On 01/20/2013 07:09 AM, Jens Axel Søgaard wrote:
Hi Berthold,

2013/1/20 Berthold Bäuml <berthold.bae...@dlr.de>:
I tried a little test with mildly large Flonum matrices using math/matrix in 
Typed
Racket. Two 1000x1000 dimensional matrices should be multiplied with (array-
strictness #t). Running this in DrRacket results in an "out of memory" error 
(also
having set the memory limit to 1GB) and running it with racket on the command
line makes the computer start to heavily swap.

Where is this high memory consumption coming from?

I consider this a bug in matrix*.

The culprit is inline-matrix-multiply in "untyped-matrix-arithmetic.rkt".
When multiplying an mxp matrix with an pxn  matrix, it builds a
temporary array of size n*p*m with all products needed, then
it computes sums of these products.

Replacing this algorithm with the standard O(n^3) ought to be easy.

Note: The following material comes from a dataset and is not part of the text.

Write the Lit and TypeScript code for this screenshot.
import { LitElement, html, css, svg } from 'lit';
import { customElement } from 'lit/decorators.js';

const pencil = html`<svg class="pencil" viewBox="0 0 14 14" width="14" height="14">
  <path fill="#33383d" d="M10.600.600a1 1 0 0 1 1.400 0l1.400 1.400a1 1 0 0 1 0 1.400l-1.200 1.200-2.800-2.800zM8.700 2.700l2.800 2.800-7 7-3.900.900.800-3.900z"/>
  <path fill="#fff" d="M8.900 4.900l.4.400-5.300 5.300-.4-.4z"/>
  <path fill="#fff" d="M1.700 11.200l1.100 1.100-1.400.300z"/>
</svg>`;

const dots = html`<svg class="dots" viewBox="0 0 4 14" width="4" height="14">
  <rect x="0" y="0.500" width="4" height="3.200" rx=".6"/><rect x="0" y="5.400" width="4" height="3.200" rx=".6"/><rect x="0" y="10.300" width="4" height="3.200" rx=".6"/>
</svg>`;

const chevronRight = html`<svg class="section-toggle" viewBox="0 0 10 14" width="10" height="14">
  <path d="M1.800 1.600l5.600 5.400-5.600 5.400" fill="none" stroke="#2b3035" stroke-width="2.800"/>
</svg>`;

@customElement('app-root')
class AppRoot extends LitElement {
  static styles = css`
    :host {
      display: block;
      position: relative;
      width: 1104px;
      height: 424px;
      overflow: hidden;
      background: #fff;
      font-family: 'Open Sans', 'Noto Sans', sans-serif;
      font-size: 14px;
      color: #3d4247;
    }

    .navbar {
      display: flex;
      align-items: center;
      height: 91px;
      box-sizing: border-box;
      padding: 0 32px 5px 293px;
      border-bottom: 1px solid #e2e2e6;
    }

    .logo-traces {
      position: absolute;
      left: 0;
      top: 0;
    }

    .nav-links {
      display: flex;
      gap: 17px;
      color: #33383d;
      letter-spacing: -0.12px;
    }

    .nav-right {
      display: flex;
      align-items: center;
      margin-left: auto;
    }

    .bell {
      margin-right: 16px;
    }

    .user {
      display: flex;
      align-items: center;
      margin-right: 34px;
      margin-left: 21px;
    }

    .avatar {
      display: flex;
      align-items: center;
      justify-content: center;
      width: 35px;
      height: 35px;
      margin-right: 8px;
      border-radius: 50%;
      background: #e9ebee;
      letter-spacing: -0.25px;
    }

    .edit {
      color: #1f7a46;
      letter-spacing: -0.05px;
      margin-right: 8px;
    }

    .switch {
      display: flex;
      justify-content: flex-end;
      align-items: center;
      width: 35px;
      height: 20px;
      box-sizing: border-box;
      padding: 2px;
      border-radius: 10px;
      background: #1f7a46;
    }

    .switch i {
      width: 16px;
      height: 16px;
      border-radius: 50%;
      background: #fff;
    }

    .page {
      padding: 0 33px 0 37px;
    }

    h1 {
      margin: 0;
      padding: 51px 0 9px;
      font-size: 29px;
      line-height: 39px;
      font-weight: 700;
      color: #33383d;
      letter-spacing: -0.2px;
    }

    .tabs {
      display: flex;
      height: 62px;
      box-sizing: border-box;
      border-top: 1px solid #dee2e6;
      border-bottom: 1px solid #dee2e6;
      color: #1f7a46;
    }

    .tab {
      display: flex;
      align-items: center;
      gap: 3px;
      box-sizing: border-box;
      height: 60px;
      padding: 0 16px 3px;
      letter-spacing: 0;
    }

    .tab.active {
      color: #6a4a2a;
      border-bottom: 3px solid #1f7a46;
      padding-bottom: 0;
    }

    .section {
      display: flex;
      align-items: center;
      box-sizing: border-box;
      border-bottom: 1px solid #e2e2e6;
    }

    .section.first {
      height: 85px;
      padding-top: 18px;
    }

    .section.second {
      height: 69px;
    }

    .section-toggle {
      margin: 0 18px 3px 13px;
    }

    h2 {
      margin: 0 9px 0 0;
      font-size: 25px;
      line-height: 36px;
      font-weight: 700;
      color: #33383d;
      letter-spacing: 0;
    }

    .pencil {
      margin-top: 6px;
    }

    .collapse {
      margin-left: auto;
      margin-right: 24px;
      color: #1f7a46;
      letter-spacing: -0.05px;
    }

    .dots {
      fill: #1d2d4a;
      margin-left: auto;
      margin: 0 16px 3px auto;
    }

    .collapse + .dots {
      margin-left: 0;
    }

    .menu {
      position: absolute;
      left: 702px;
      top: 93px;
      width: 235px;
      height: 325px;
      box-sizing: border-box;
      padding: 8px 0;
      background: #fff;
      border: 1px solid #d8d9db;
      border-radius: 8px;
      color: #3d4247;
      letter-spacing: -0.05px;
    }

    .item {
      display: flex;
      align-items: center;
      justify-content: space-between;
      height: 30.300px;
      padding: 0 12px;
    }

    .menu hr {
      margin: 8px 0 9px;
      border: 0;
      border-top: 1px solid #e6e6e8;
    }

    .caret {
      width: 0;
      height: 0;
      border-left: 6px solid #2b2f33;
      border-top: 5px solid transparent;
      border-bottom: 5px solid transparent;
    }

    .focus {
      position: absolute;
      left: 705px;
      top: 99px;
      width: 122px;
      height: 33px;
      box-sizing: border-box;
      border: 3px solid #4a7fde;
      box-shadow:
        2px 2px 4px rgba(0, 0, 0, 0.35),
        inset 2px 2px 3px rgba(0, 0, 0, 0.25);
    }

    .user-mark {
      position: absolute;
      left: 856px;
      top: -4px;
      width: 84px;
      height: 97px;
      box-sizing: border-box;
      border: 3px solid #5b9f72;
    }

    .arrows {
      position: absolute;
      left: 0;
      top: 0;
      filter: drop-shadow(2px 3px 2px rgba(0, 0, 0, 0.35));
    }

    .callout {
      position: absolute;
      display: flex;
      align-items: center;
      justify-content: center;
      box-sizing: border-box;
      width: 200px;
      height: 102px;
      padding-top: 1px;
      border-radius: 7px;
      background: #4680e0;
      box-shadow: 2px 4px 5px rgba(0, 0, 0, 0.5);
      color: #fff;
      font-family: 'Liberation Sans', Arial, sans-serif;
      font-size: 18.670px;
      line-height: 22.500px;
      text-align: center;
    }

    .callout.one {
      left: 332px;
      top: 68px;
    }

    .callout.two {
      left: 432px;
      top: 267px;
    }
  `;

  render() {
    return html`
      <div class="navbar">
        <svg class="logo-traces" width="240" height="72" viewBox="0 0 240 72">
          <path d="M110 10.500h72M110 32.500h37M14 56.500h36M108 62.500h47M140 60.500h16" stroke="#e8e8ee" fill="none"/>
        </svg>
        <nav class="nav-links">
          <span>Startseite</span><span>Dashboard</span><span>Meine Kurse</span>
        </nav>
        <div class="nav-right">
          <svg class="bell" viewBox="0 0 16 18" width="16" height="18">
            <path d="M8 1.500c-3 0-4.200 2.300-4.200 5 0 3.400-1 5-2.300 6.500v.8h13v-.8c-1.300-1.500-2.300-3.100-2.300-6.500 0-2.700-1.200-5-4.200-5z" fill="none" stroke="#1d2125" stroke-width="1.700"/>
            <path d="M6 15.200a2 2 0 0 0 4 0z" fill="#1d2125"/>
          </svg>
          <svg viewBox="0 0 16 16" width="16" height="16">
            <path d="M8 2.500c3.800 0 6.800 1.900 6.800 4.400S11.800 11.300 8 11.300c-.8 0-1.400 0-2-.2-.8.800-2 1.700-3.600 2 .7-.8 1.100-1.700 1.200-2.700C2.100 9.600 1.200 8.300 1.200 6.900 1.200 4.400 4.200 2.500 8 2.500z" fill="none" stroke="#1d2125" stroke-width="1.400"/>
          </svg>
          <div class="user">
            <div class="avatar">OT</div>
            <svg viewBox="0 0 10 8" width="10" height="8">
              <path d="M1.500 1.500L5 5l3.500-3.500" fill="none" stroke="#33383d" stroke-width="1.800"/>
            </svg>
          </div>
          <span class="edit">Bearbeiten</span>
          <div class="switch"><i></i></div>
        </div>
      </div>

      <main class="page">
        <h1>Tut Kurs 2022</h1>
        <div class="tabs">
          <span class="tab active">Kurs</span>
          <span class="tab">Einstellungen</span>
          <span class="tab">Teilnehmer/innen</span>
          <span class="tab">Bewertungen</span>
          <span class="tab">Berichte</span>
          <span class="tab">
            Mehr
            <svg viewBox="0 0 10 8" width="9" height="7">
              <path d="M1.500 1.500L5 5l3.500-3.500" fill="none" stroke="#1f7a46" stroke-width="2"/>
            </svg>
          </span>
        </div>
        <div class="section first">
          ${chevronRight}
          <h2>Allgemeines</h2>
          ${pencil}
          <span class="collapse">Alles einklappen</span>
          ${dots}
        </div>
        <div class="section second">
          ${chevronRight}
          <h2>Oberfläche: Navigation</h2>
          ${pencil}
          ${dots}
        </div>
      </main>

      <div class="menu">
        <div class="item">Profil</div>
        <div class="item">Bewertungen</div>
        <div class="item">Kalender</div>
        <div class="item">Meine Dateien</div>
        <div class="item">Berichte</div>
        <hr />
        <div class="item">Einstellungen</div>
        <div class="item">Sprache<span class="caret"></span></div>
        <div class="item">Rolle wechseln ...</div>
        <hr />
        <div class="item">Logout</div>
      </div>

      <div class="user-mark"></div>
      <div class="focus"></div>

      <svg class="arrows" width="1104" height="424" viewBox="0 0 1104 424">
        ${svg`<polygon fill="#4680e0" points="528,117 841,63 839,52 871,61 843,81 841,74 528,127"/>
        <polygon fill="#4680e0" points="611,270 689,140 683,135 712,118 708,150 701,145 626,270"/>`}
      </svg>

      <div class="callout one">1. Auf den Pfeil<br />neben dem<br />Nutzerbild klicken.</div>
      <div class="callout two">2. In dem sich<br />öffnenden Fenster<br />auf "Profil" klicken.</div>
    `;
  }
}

Aye, that's been done. The fix isn't in the current release candidate, though. It'll be in the next one.

(I made arrays strict by default in two stages: one for `math/array', and one for `math/matrix'. The release candidate was rolled out between stages, so the `math/matrix' changes aren't in it. The change for `matrix*' ensures that the n*p*m-size matrix is nonstrict, so it never allocates an n*p*m-size vector to store its elements.)

Numpy (and Mathematica, I believe) uses BLAS and LAPACK, which use
Strassen's algorithm (or better?) for matrices this large, so there will
still be a performance gap.

If this performance gaps turns out to be too large, we must figure
out a way to integrate BLAS and LAPACK bindings into math/matrix.

Yes, this.

I'd like to make an `FlMatrix' type that uses BLAS and LAPACK when they're available, and falls back to a Racket floating-point-only implementation. The latter would at least fix the biggest performance issue with flonum matrices, which is that their elements are heap-allocated.

In the meantime, I'll profile matrix multiply and see if I can speed it up. My 1000x1000 multiply just finished at 418sec, which is... pitiful.